Monday, April 27, 2009

The End of Debate

Debate is an essential part of the academic experience at a Christian university. But, I would contend, that we should not debate for debate's sake. A Christian academic practice that employs disputation must do so within a certain moral practice and with a particular intent to develop key habits of reasoning. We debate with certain short and long-term goals in mind. The Aristotelian concept of phronesis, or practical reasoning, has formed the nucleus of some significant twentieth-century reflection on the nature of moral reasoning and virtue, and it provides a good model of what we should be trying to achieve.

Phronesis is concrete; it is not theoretical generalization; instead, it works itself out anew in each new practical set of circumstances. Phronesis operates on a case-by-case basis not in the pure realm of theory but with a sense of this is what the situation calls for. However, it is not just an internalized set of thinking skills. It is more like a habit of interpretation based on a long formed practice. It is a virtue, which as Augustine pointed out, "is a good habit consonant with our nature."

We form phronesis through practice, and this requires a concrete pattern within which to do so. Thomas Aquinas further defines a virtue as,

An operative habit essentially good, as distinguished from vice, an operative habit essentially evil. Now a habit is a quality in itself difficult of change, disposing well or ill the subject in which it resides, either directly in itself or in relation to its operation. An operative habit is a quality residing in a power or faculty in itself indifferent to this or that line of action, but determined by the habit to this rather than to that kind of acts. Virtue then has this in common with vice, that it disposes a potency to a certain determined activity; but it differs specifically from it in that it disposes it to good acts, i.e. acts in consonance with right reason (Summa 2.55.2).

In other words, virtues are a) good habits that predispose us to good actions and b) represent a certain mature good quality made resident in a person. For Aquinas the cardinal virtue of prudentia is the habitual judgment of how best to respond in ever new circumstances. Education is about cultural, intellectual, and moral prudentia. An education that fails to translate into life's new circumstances is a failure of ultimate phronesis. So we debate in order to learn how to size up situations and circumstances in our pursuit of truth, not to simply win debates.

What, then, is the structure of reasoning and faith? Do we reason our way into faith per se? John Henry Newman argued in The Grammar of Ascent that we begin not by reasoning but by apprehending the object, which then gains our assent. We only later begin to unpack the implied details of what we have given our assent to. We often believe what we cannot understand and what we cannot exhaustively comprehend or prove. Conviction is something we all grow into over time.

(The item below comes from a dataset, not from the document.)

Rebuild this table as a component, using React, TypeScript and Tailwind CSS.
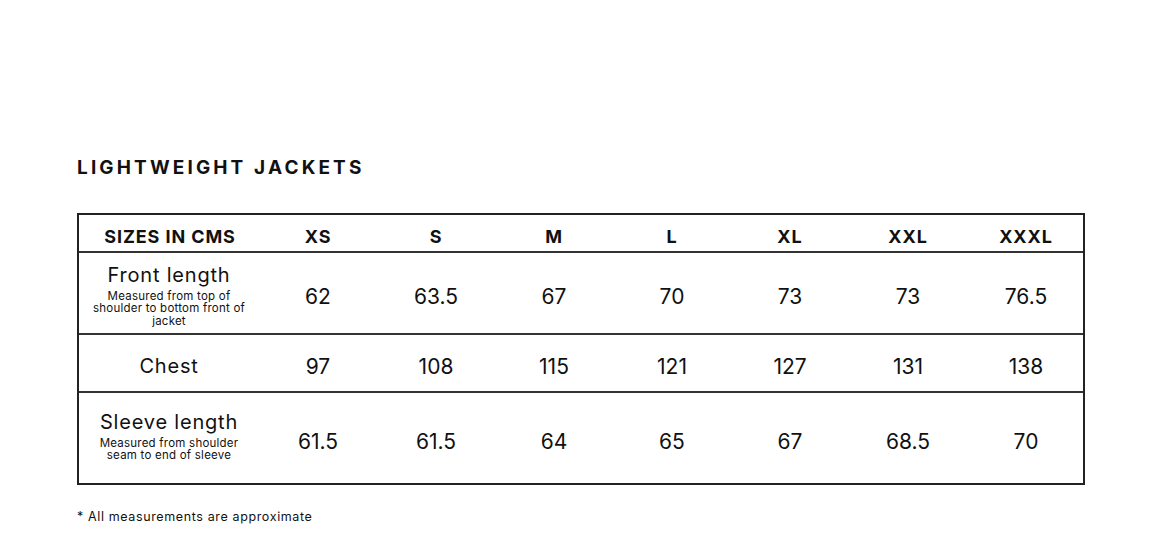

This says much about Christian education. We do not reason our way to faith; we begin with its assumptions (ala' Anselm's fides quaerens intellectum--faith seeking understanding). Concrete reasonings are not ultimate tests, but they are sufficient tests in practical reasoning. In other words, we often begin with certain convictions that we have received through revelation, church tradition, ecclesiastical authority, and so on. These are worked out through disputation. They are sized up within classic and new scenarios alike.

Newman divides forms of assent into two types: notional assent, which includes profession, credence, opinion, presumption, and speculation; and real assent, which is imaginative certainty given to what we experience in the real world. Beliefs in what the Church teaches are forms of assent both notional and real. Thus, we gain certitude--a state of mind--all the time by directing ourselves and giving ourselves towards particular truths, and this lived involvement with the object of our assent gives our certitude a quality of irreversibility.

Christian education operates as a way of reinforcing the Christian faith, not by an unquestioning repetition of only certain denominational dogmas, but by a debated, thick ecumenism practiced in true covenant community. We all have an illative sense, a faculty of theoretical reasoning that judges the validity of inferences in much that same way that our prudence (prudentia, phronesis) judges life practically. This theoretical faculty includes a sense of judging what authorities we can give our trust to.

All good reason, if you will, is based on some measure of faith, and all true faith has some measure of rationality in it. Christian education understands this truth. Our warranted presuppositions frame and proceed from our faith; they are also applied and strengthened in the course of debate.